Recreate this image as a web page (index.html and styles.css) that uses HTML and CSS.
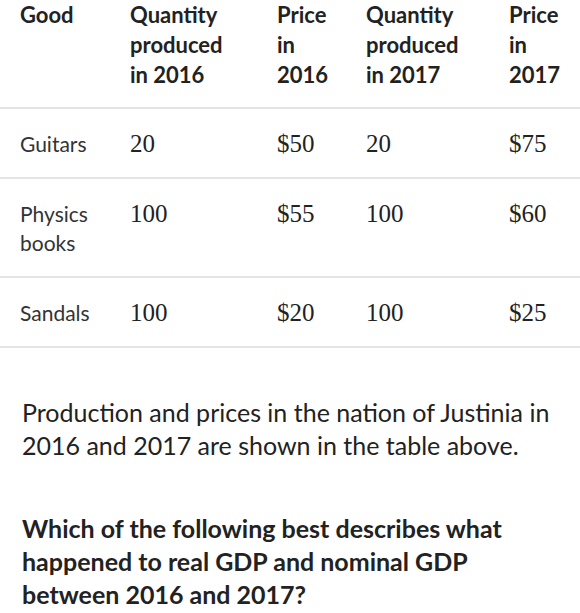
FILE: index.html
```html
<!DOCTYPE html>
<html lang="en">
<head>
  <meta charset="UTF-8">
  <title>Justinia GDP question</title>
  <meta name="viewport" content="width=device-width, initial-scale=1.0">
  <link rel="stylesheet" href="styles.css">
</head>
<body>

<table class="goods">
  <thead>
    <tr>
      <th class="c1">Good</th>
      <th class="c2">Quantity<br>produced<br>in 2016</th>
      <th class="c3">Price<br>in<br>2016</th>
      <th class="c4">Quantity<br>produced<br>in 2017</th>
      <th class="c5">Price<br>in<br>2017</th>
    </tr>
  </thead>
  <tbody>
    <tr>
      <td>Guitars</td>
      <td><span class="num">20</span></td>
      <td><span class="num">$50</span></td>
      <td><span class="num">20</span></td>
      <td><span class="num">$75</span></td>
    </tr>
    <tr>
      <td>Physics<br>books</td>
      <td><span class="num">100</span></td>
      <td><span class="num">$55</span></td>
      <td><span class="num">100</span></td>
      <td><span class="num">$60</span></td>
    </tr>
    <tr>
      <td>Sandals</td>
      <td><span class="num">100</span></td>
      <td><span class="num">$20</span></td>
      <td><span class="num">100</span></td>
      <td><span class="num">$25</span></td>
    </tr>
  </tbody>
</table>

<div class="question">
  <p class="intro">Production and prices in the nation of Justinia in 2016 and 2017 are shown in the table above.</p>
  <p class="ask">Which of the following best describes what happened to real GDP and nominal GDP between 2016 and 2017?</p>
</div>

</body>
</html>
```

FILE: styles.css
```css
body {
  margin: 0;
  padding: 0;
  background: #fff;
  color: #333;
  font-family: Lato, 'Open Sans', sans-serif;
}

.goods {
  width: 580px;
  border-collapse: collapse;
  table-layout: fixed;
}

.goods th,
.goods td {
  text-align: left;
  vertical-align: top;
  padding: 0 0 0 20px;
  white-space: nowrap;
}

.goods th {
  font-size: 22px;
  line-height: 30px;
  font-weight: bold;
  color: #222;
  padding-bottom: 17px;
  border-bottom: 2px solid #e4e4e4;
}

.goods td {
  font-size: 21px;
  line-height: 29px;
  padding-top: 20px;
  padding-bottom: 19px;
  border-bottom: 2px solid #e4e4e4;
}

.c1 { width: 90px; }
.c2 { width: 127px; }
.c3 { width: 69px; }
.c4 { width: 123px; }
.c5 { width: 71px; }

.num {
  font-family: 'Liberation Serif', serif;
  font-size: 25px;
  line-height: 1;
  color: #222;
}

.question {
  padding: 0 22px;
  font-size: 25px;
  line-height: 33px;
  color: #222;
}

.intro {
  margin: 48px 0 0;
}

.ask {
  margin: 50px 0 0;
  font-weight: bold;
}
```
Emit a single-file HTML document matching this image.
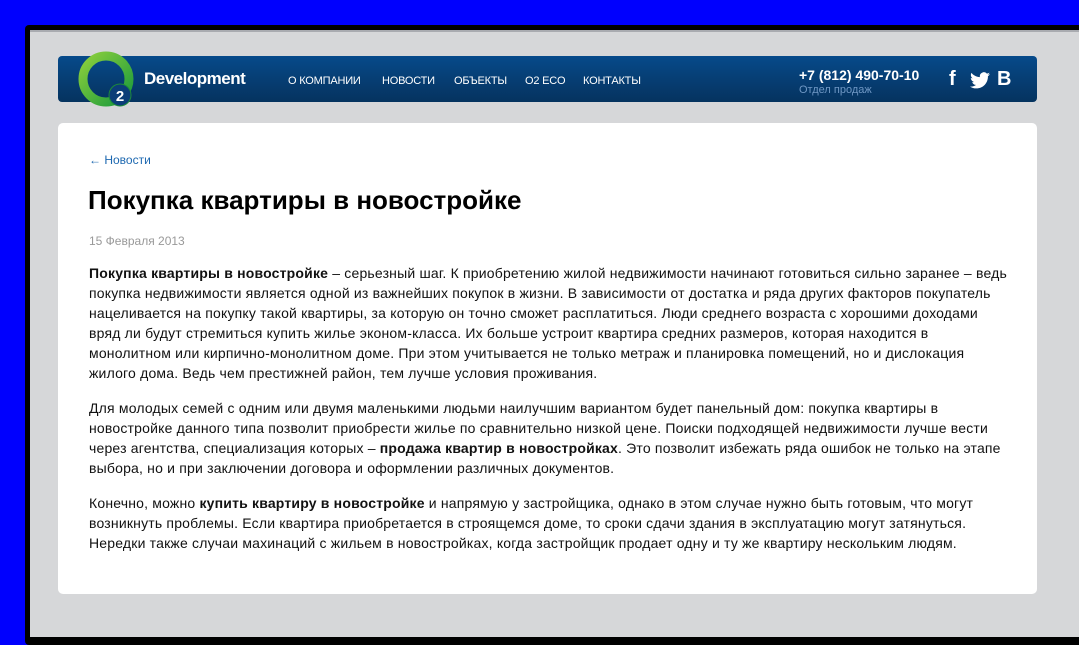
<!DOCTYPE html>
<html><head><meta charset="utf-8"><style>
*{margin:0;padding:0;box-sizing:border-box}
html,body{width:1079px;height:637px;overflow:hidden;background:#0000fe;font-family:"Liberation Sans",Arial,sans-serif}
.shadow{position:absolute;left:25px;top:25px;width:1060px;height:620px;background:#000;border-radius:4px}
.page{position:absolute;left:30px;top:30px;width:1049px;height:607px;background:#d6d7d9;border-top:2px solid #a9abb0}
.bar{position:absolute;left:28px;top:24px;width:979px;height:46px;border-radius:4px;background:linear-gradient(#064a8b,#063e74 50%,#05335f)}
.logo{position:absolute;left:48px;top:19px;width:58px;height:58px}
.dev{position:absolute;left:114px;top:37px;color:#fff;font-size:17px;font-weight:bold;letter-spacing:-0.5px}
.nav{position:absolute;top:43px;color:#fff;font-size:11px;letter-spacing:-0.2px}
.phone{position:absolute;left:769px;top:35px;color:#fff;font-size:14px;font-weight:bold}
.sub{position:absolute;left:769px;top:52px;color:#6f97c4;font-size:11px}
.soc{position:absolute;top:36px;color:#fff;font-weight:bold;font-size:20px}
.card{position:absolute;left:28px;top:91px;width:979px;height:471px;background:#fff;border-radius:5px}
.back{position:absolute;left:31px;top:30px;color:#1d68b0;font-size:12px}
h1{position:absolute;left:30px;top:62px;font-size:26px;font-weight:bold;color:#000}
.date{position:absolute;left:31px;top:111px;color:#999;font-size:12px}
.txt{position:absolute;left:31px;top:140px;width:940px;font-size:14px;line-height:20px;color:#111;letter-spacing:0.19px}
.txt p{margin-bottom:15px;white-space:nowrap}
</style></head><body>
<div class="shadow"></div>
<div class="page">
<div class="bar"></div>
<svg class="logo" viewBox="0 0 58 58"><defs><linearGradient id="g" x1="0" y1="0" x2="1" y2="1"><stop offset="0" stop-color="#8ccf3c"/><stop offset="1" stop-color="#1a9a3c"/></linearGradient></defs>
<circle cx="28" cy="28" r="23" fill="none" stroke="url(#g)" stroke-width="9"/>
<circle cx="42" cy="44" r="11" fill="#0b3d78" stroke="#1d8a3a" stroke-width="1"/>
<text x="42" y="50" text-anchor="middle" fill="#fff" font-size="15" font-weight="bold" font-family="Liberation Sans">2</text></svg>
<div class="dev">Development</div>
<div class="nav" style="left:258px">О КОМПАНИИ</div>
<div class="nav" style="left:352px">НОВОСТИ</div>
<div class="nav" style="left:424px">ОБЪЕКТЫ</div>
<div class="nav" style="left:495px">O2 ECO</div>
<div class="nav" style="left:553px">КОНТАКТЫ</div>
<div class="phone">+7 (812) 490-70-10</div>
<div class="sub">Отдел продаж</div>
<div class="soc" style="left:919px">f</div>
<svg style="position:absolute;left:940px;top:40px" width="20" height="17" viewBox="0 0 24 20"><path fill="#fff" d="M24 2.4c-.9.4-1.8.6-2.8.8 1-.6 1.8-1.6 2.2-2.7-1 .6-2 1-3.1 1.2A4.9 4.9 0 0 0 11.9 6C7.8 5.8 4.2 3.9 1.7.9c-1.300 2.3-.6 5.1 1.5 6.6-.8 0-1.6-.2-2.200-.6 0 2.4 1.7 4.4 3.9 4.9-.7.2-1.5.2-2.2.1.6 2 2.4 3.4 4.6 3.4A9.9 9.9 0 0 1 0 17.3 14 14 0 0 0 7.5 19.5c9.1 0 14.3-7.7 14-14.6 1-.7 1.8-1.5 2.5-2.5z"/></svg>
<div class="soc" style="left:967px">B</div>
<div class="card">
<div class="back">← Новости</div>
<h1>Покупка квартиры в новостройке</h1>
<div class="date">15 Февраля 2013</div>
<div class="txt">
<p><b>Покупка квартиры в новостройке</b> – серьезный шаг. К приобретению жилой недвижимости начинают готовиться сильно заранее – ведь<br>покупка недвижимости является одной из важнейших покупок в жизни. В зависимости от достатка и ряда других факторов покупатель<br>нацеливается на покупку такой квартиры, за которую он точно сможет расплатиться. Люди среднего возраста с хорошими доходами<br>вряд ли будут стремиться купить жилье эконом-класса. Их больше устроит квартира средних размеров, которая находится в<br>монолитном или кирпично-монолитном доме. При этом учитывается не только метраж и планировка помещений, но и дислокация<br>жилого дома. Ведь чем престижней район, тем лучше условия проживания.</p>
<p>Для молодых семей с одним или двумя маленькими людьми наилучшим вариантом будет панельный дом: покупка квартиры в<br>новостройке данного типа позволит приобрести жилье по сравнительно низкой цене. Поиски подходящей недвижимости лучше вести<br>через агентства, специализация которых – <b>продажа квартир в новостройках</b>. Это позволит избежать ряда ошибок не только на этапе<br>выбора, но и при заключении договора и оформлении различных документов.</p>
<p>Конечно, можно <b>купить квартиру в новостройке</b> и напрямую у застройщика, однако в этом случае нужно быть готовым, что могут<br>возникнуть проблемы. Если квартира приобретается в строящемся доме, то сроки сдачи здания в эксплуатацию могут затянуться.<br>Нередки также случаи махинаций с жильем в новостройках, когда застройщик продает одну и ту же квартиру нескольким людям.</p>
</div>
</div>
</div>
</body></html>
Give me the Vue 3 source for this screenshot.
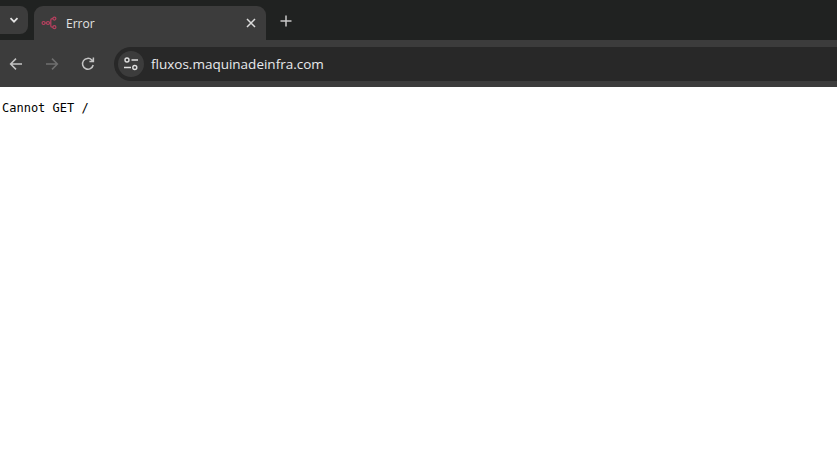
<script setup>
const tabTitle = "Error";
const address = "fluxos.maquinadeinfra.com";
</script>

<template>
    <div class="window">
        <div class="tabstrip">
            <button class="tab-search">
                <svg width="12" height="12" viewBox="0 0 12 12">
                    <path d="M2.5 4.2 6 7.7l3.5-3.5" fill="none" stroke="#e3e3e3" stroke-width="1.7" />
                </svg>
            </button>
            <div class="tab">
                <svg class="favicon" width="16" height="16" viewBox="0 0 16 16">
                    <g fill="none" stroke="#b8405f" stroke-width="1.2">
                        <circle cx="2.6" cy="8" r="1.5" />
                        <circle cx="7" cy="8" r="1.5" />
                        <circle cx="13.4" cy="3.6" r="1.5" />
                        <circle cx="13.4" cy="12.2" r="1.5" />
                        <path d="M4.1 8h1.4M8.5 8h1.3M12 3.6h-.8c-1 0-1.4.6-1.4 1.4v6c0 .8.4 1.2 1.4 1.2h.8" />
                    </g>
                </svg>
                <span class="tab-title">{{ tabTitle }}</span>
                <svg class="tab-close" width="10" height="10" viewBox="0 0 10 10">
                    <path d="M1 1l8 8M9 1 1 9" stroke="#dcdcdc" stroke-width="1.5" />
                </svg>
            </div>
            <svg class="new-tab" width="12" height="12" viewBox="0 0 12 12">
                <path d="M6 .5v11M.5 6h11" stroke="#c8c8c8" stroke-width="1.5" />
            </svg>
        </div>
        <div class="toolbar">
            <svg class="nav back" width="16" height="16" viewBox="0 0 16 16">
                <path d="M14 8H2.8M8 2.6 2.6 8 8 13.4" fill="none" stroke="#c4c4c4" stroke-width="1.5" />
            </svg>
            <svg class="nav forward" width="16" height="16" viewBox="0 0 16 16">
                <path d="M2 8h11.2M8 2.6 13.4 8 8 13.4" fill="none" stroke="#6f6f6f" stroke-width="1.5" />
            </svg>
            <svg class="nav reload" width="16" height="16" viewBox="0 0 16 16">
                <path d="M13.2 9a5.4 5.4 0 1 1-1.4-5L13.4 5.6M13.4 1.6v4h-4" fill="none" stroke="#c4c4c4" stroke-width="1.5" />
            </svg>
            <div class="omnibox">
                <div class="site-info">
                    <svg width="16" height="16" viewBox="0 0 16 16">
                        <g fill="none" stroke="#dedede" stroke-width="1.4">
                            <circle cx="4" cy="4" r="2" />
                            <circle cx="11.8" cy="11.5" r="2" />
                            <path d="M8.5 4h6.5M1 11.5h7" />
                        </g>
                    </svg>
                </div>
                <span class="address">{{ address }}</span>
            </div>
        </div>
        <main class="page">
            <pre>Cannot GET /</pre>
        </main>
    </div>
</template>

<style scoped>
.window {
    display: flex;
    flex-direction: column;
    height: 473px;
    background: #fff;
    overflow: hidden;
}

.tabstrip {
    display: flex;
    align-items: flex-start;
    height: 40px;
    background: #202221;
    padding-top: 6px;
    box-sizing: border-box;
}

.tab-search {
    width: 28px;
    height: 28px;
    padding: 0;
    border: none;
    border-radius: 0 8px 8px 0;
    background: #3c3c3c;
    display: flex;
    align-items: center;
    justify-content: center;
}

.tab {
    display: flex;
    align-items: center;
    width: 232px;
    height: 34px;
    margin-left: 6px;
    padding: 0 10px 0 7px;
    box-sizing: border-box;
    background: #3c3c3c;
    border-radius: 9px 9px 0 0;
}

.favicon {
    flex: none;
}

.tab-title {
    margin-left: 9px;
    flex: 1;
    font-family: "Open Sans", sans-serif;
    font-size: 12px;
    color: #e3e3e3;
}

.new-tab {
    margin: 9px 0 0 14px;
}

.toolbar {
    display: flex;
    align-items: center;
    height: 47px;
    background: #3c3c3c;
    padding-left: 8px;
    box-sizing: border-box;
}

.nav {
    flex: none;
    margin-right: 20px;
}

.omnibox {
    display: flex;
    align-items: center;
    flex: 1;
    height: 34px;
    margin-left: -2px;
    margin-right: -20px;
    padding-left: 4px;
    background: #282828;
    border-radius: 17px 0 0 17px;
}

.site-info {
    display: flex;
    align-items: center;
    justify-content: center;
    width: 26px;
    height: 26px;
    border-radius: 50%;
    background: #3c3c3c;
}

.address {
    margin-left: 7px;
    font-family: "Open Sans", sans-serif;
    font-size: 13.5px;
    color: #e8eaed;
}

.page {
    flex: 1;
    padding-top: 14px;
}

.page pre {
    margin: 0 0 0 2px;
    font-family: "DejaVu Sans Mono", monospace;
    font-size: 12px;
    color: #000;
}
</style>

▶ _Problem details_: Lines containing the word "this" must all be returned from the material above.

▶ _Solution_:
Recreate this image as a web page (index.html and styles.css) that uses HTML and CSS.
Emit a single-file HTML document matching this image.
Give me the Vue 3 source for this screenshot.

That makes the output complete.